Dimora trial focuses on rigged election for Frank Russo

AKRON, OH (WOIO) - Fixing an election for Frank Russo was the hot topic at the Jimmy Dimora corruption trial on Thursday.

Joseph Gallucci, a man who prosecutors say conspired with Frank Russo to fix a Russo election. took the stand Thursday morning. Gallucci entered the race for County Auditor against Russo and then ran a sham campaign, eventually dropping out of the race when it was too late for another candidate to run against Russo. Gallucci later got a job with the county.

Gallucci testified about how he wanted a job with the county so met with J Kevin Kelley to discuss it.  He said he would raise money for Russo in exchange for a job.  It was suggested he raise $15,000, but later they said he should run against Russo in exchange for the job.  He says he though it was "crazy" and initially declined but then changed his mind.  He and the others then agreed that he would run and then drop out after the primary.  That is what happened and he was hired.

Gallucci says before the election he met with his supposed opponent  Frank Russo and Michael Gabor, to discuss his candidacy.  He calls Gabor a long time family friend who was comfortable making the introduction.  He testified that Russo told him "I'll take care of you."  After the meeting, his contact with Russo was through Gabor.  He wanted to withdraw from the race immediately after the primary, but Kelley and Frank Russo told him to stay in until after an August date when it would be impossible for the Republicans to put anyone in the race to oppose Russo.  Gallucci said he needed a job now, so Russo and Kelley each kicked in "supplemental" income to him totaling $4,000.  Gabor delivered Russo's $2,000 and he got a check for $2,000 from Kelley.  The checks were drawn on the account of 1-800-COMPOHIO owned by Sam Lucarelli.

Gallucci says he was introduced to Sam Lucarelli just before the checks began arriving.  He was told he would get checks from Lucarelli's company for "consulting."  The arrangement went on for five months until he was hired at the county.  He never did any work for 1-800-COMPOHIO.

There was no mention at the start of court about sidebar discussions Judge Sarah Lioi had with jurors at the end of testimony on Wednesday.  The discussion centered on several jurors saying they had heard about news coverage of the case.

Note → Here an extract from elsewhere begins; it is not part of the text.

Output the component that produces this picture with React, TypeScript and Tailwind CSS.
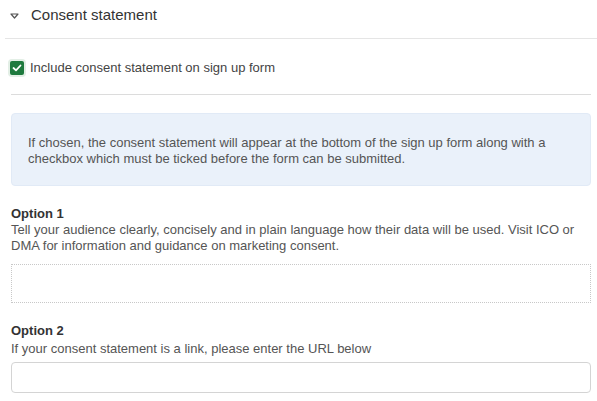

The Plain Dealer reports that the judge was overheard using the word "puppet" in the discussion.  This is a reference to a 19 Action News feature "The Puppets Court" a nightly feature that lampoons some of the more outrageous testimony in the case.  No jurors were dismissed, they were warned not to have any conversation about any element of the case.

Dimora's trial shifted Thursday afternoon to his relationship with Robert Rybak, the former business manager for the Local 55 Plumbers Union. Jurors listened to wiretapped conversations between Dimora and Rybak and other public officials discussing ways to get better pay for Rybak's wife, Linda.

Robert Rybak was charged with bribery of a public official, embezzlement and tampering with a witness. He pleaded guilty to his crimes back in 2010 and was sentenced to 27 months in prison. Rybak admitted to doing favors for Dimora in exchange for obtaining a raise for his county-employed wife, Linda Rybak, and helping plumbers union workers obtain county jobs.